Abstract

A paleomagnetic study of mafic plutonic rocks in the northeast Grenville Province found five magnetizations, interpreted as Grenvillian and later overprints. Components A, B, and C, with the highest unblocking temperatures and distinct regional distributions, have paleopoles that appear to lie on the Grenville Track. Component C, with pole at 348°E, 11°S (δp, δm = 2°, 4°) and mostly distributed in lower-grade mafic rocks in the Groswater Bay terrane near the Grenville Front, is interpreted as a post ca. 970 Ma Grenville overprint, predating components A and B. The latter components, nearly coextensive in distribution in the Groswater Bay and Sandwich Bay regions farther south, have respective poles at 326°E, 02°N (N = 9 sites; δp, δm = 8°, 11°) and 348°E, 13°N (N = 13 sites; δp, δm = 6°, 8°). Component B could be interpreted either as a Grenville overprint or, more likely, as a later overprint of late Neoproterozoic (615 Ma) to Cambrian age due to rifting in the Lake Melville region.
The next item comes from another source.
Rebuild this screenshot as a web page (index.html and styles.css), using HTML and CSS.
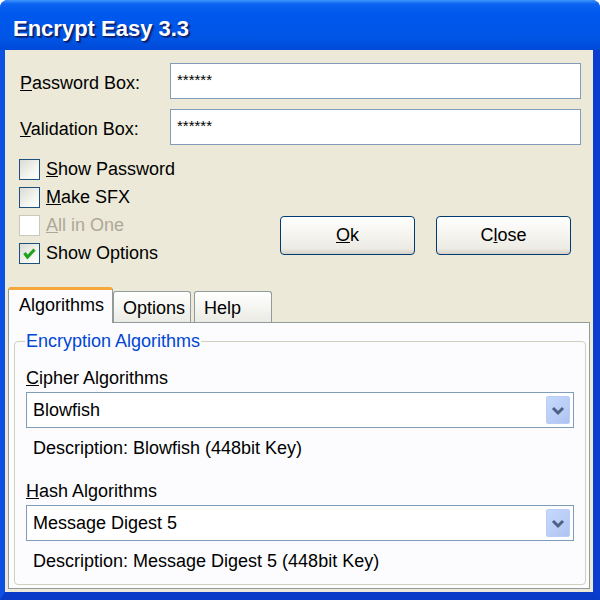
FILE: index.html
```html
<!DOCTYPE html>
<html>
<head>
<meta charset="utf-8">
<link rel="stylesheet" href="styles.css">
</head>
<body>
<div class="window">
  <div class="titlebar"><span class="title">Encrypt Easy 3.3</span></div>
  <div class="body">
    <div class="field-row">
      <span class="label"><u>P</u>assword Box:</span>
      <div class="input">******</div>
    </div>
    <div class="field-row">
      <span class="label"><u>V</u>alidation Box:</span>
      <div class="input">******</div>
    </div>
    <div class="mid">
      <div class="checks">
        <div class="check"><span class="box"></span><span><u>S</u>how Password</span></div>
        <div class="check"><span class="box"></span><span><u>M</u>ake SFX</span></div>
        <div class="check disabled"><span class="box"></span><span><u>A</u>ll in One</span></div>
        <div class="check"><span class="box"><svg width="21" height="21" viewBox="0 0 21 21"><path d="M5.5 10 L8.5 14 L15.5 6.5" fill="none" stroke="#21A121" stroke-width="3.2"/></svg></span><span>Show Options</span></div>
      </div>
      <div class="buttons">
        <div class="btn"><u>O</u>k</div>
        <div class="btn">C<u>l</u>ose</div>
      </div>
    </div>
    <div class="tabs">
      <div class="tabstrip">
        <div class="tab active">Algorithms</div>
        <div class="tab">Options</div>
        <div class="tab">Help</div>
      </div>
      <div class="panel">
        <fieldset class="group">
          <legend>Encryption Algorithms</legend>
          <div class="sublabel first"><u>C</u>ipher Algorithms</div>
          <div class="combo"><span>Blowfish</span><span class="drop"><svg width="24" height="28" viewBox="0 0 24 28"><path d="M7 12 L12 17 L17 12" fill="none" stroke="#4D6185" stroke-width="3"/></svg></span></div>
          <div class="desc">Description: Blowfish (448bit Key)</div>
          <div class="sublabel"><u>H</u>ash Algorithms</div>
          <div class="combo"><span>Message Digest 5</span><span class="drop"><svg width="24" height="28" viewBox="0 0 24 28"><path d="M7 12 L12 17 L17 12" fill="none" stroke="#4D6185" stroke-width="3"/></svg></span></div>
          <div class="desc">Description: Message Digest 5 (448bit Key)</div>
        </fieldset>
      </div>
    </div>
  </div>
</div>
</body>
</html>
```

FILE: styles.css
```css
* { box-sizing: border-box; }
html, body { margin: 0; padding: 0; }
body {
  width: 600px;
  height: 600px;
  background: #ffffff;
  font-family: "Liberation Sans", Arial, sans-serif;
  font-size: 18px;
  color: #000;
}
.window {
  width: 600px;
  height: 600px;
  display: flex;
  flex-direction: column;
  background: #0a3fd0;
  border-radius: 8px 8px 0 0;
  overflow: hidden;
}
.titlebar {
  height: 50px;
  flex: none;
  background: linear-gradient(to bottom, #3f94ff 0px, #0a63f0 4px, #0058ee 14px, #0055e5 38px, #0049d8 50px);
  display: flex;
  align-items: center;
  padding-left: 13px;
  padding-top: 8px;
}
.title {
  color: #fff;
  font-weight: bold;
  font-size: 22px;
  text-shadow: 1px 1px 0 #0a2070, 2px 2px 1px #0a2a80;
}
.body {
  flex: 1;
  background: #ECE9D8;
  border-left: 5px solid #0b52e4;
  border-right: 7px solid #0a3dcf;
  border-bottom: 8px solid #0a3ac8;
  padding-top: 13px;
  display: flex;
  flex-direction: column;
}
.field-row {
  display: flex;
  align-items: center;
  height: 36px;
  padding: 0 12px 0 15px;
  margin-bottom: 10px;
}
.label {
  width: 150px;
  flex: none;
  padding-top: 4px;
}
.input {
  flex: 1;
  height: 36px;
  background: #fff;
  border: 1px solid #7F9DB9;
  font-size: 15px;
  line-height: 1;
  padding: 8px 0 0 6px;
}
.mid {
  display: flex;
  height: 112px;
  padding: 0 22px 0 14px;
}
.checks {
  display: flex;
  flex-direction: column;
}
.check {
  height: 28px;
  display: flex;
  align-items: center;
  gap: 6px;
}
.box {
  width: 21px;
  height: 21px;
  border: 1px solid #1C5180;
  background: linear-gradient(135deg, #dcdcd5 0%, #f4f4f0 60%, #ffffff 100%);
  display: block;
}
.box svg { display: block; margin: -1px; }
.check.disabled { color: #ACA899; }
.check.disabled .box { border-color: #CAC8BB; background: #fff; }
.buttons {
  margin-left: auto;
  align-self: flex-end;
  margin-bottom: 12px;
  display: flex;
  gap: 21px;
}
.btn {
  width: 135px;
  height: 39px;
  border: 1px solid #003C74;
  border-radius: 4px;
  background: linear-gradient(to bottom, #ffffff 0%, #f4f3ee 50%, #ecebe4 85%, #d6d0c5 100%);
  display: flex;
  align-items: center;
  justify-content: center;
}
.tabs {
  margin-top: 20px;
  padding: 0 3px 3px 3px;
  display: flex;
  flex-direction: column;
  flex: 1;
}
.tabstrip {
  display: flex;
  align-items: flex-end;
  height: 35px;
  position: relative;
  z-index: 1;
}
.tab {
  height: 31px;
  width: 78px;
  border: 1px solid #919B9C;
  border-bottom: none;
  border-radius: 3px 3px 0 0;
  background: linear-gradient(to bottom, #ffffff 0%, #f3f3ef 60%, #ebeae4 100%);
  display: flex;
  align-items: center;
  padding-left: 9px;
  padding-top: 2px;
  margin-right: 3px;
}
.tab.active {
  width: 105px;
  height: 36px;
  margin-bottom: -1px;
  margin-right: 0;
  background: #FCFCFE;
  border-top: 3px solid #F5A838;
  padding-left: 10px;
  padding-top: 0;
  padding-bottom: 3px;
}
.panel {
  flex: 1;
  background: #FCFCFE;
  border: 1px solid #919B9C;
  padding: 7px 3px 3px 5px;
  display: flex;
}
.group {
  flex: 1;
  margin: 0;
  border: 1px solid #D0D0BF;
  border-radius: 4px;
  padding: 0 11px 0 11px;
  min-width: 0;
}
.group legend {
  color: #0046D5;
  line-height: 22px;
  padding: 0 1px;
  margin-left: -1px;
}
.sublabel {
  line-height: 22px;
  margin-top: 21px;
}
.sublabel.first { margin-top: 15px; }
.combo {
  margin-top: 3px;
  height: 36px;
  border: 1px solid #7F9DB9;
  background: #fff;
  display: flex;
  align-items: center;
  padding-left: 6px;
}
.drop {
  margin-left: auto;
  margin-right: 3px;
  width: 24px;
  height: 28px;
  border-radius: 2px;
  background: linear-gradient(135deg, #c6d8fc 0%, #b9cdf6 60%, #aec3f0 100%);
  border: 1px solid #b9cdf7;
}
.drop svg { display: block; margin: -1px; }
.desc {
  line-height: 22px;
  margin-top: 9px;
  padding-left: 7px;
}
```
If so, many other so-called "Grenville" overprints from rock units within or near the St. Lawrence rift system may have been erroneously attributed to Grenvillian thermal effects and, in fact, be younger. If component B is post-Grenville and component C, a Grenville overprint, then component A is probably latest Grenvillian or later Neoproterozoic in age. These results strongly suggest that the Grenville Track needs reinterpretation.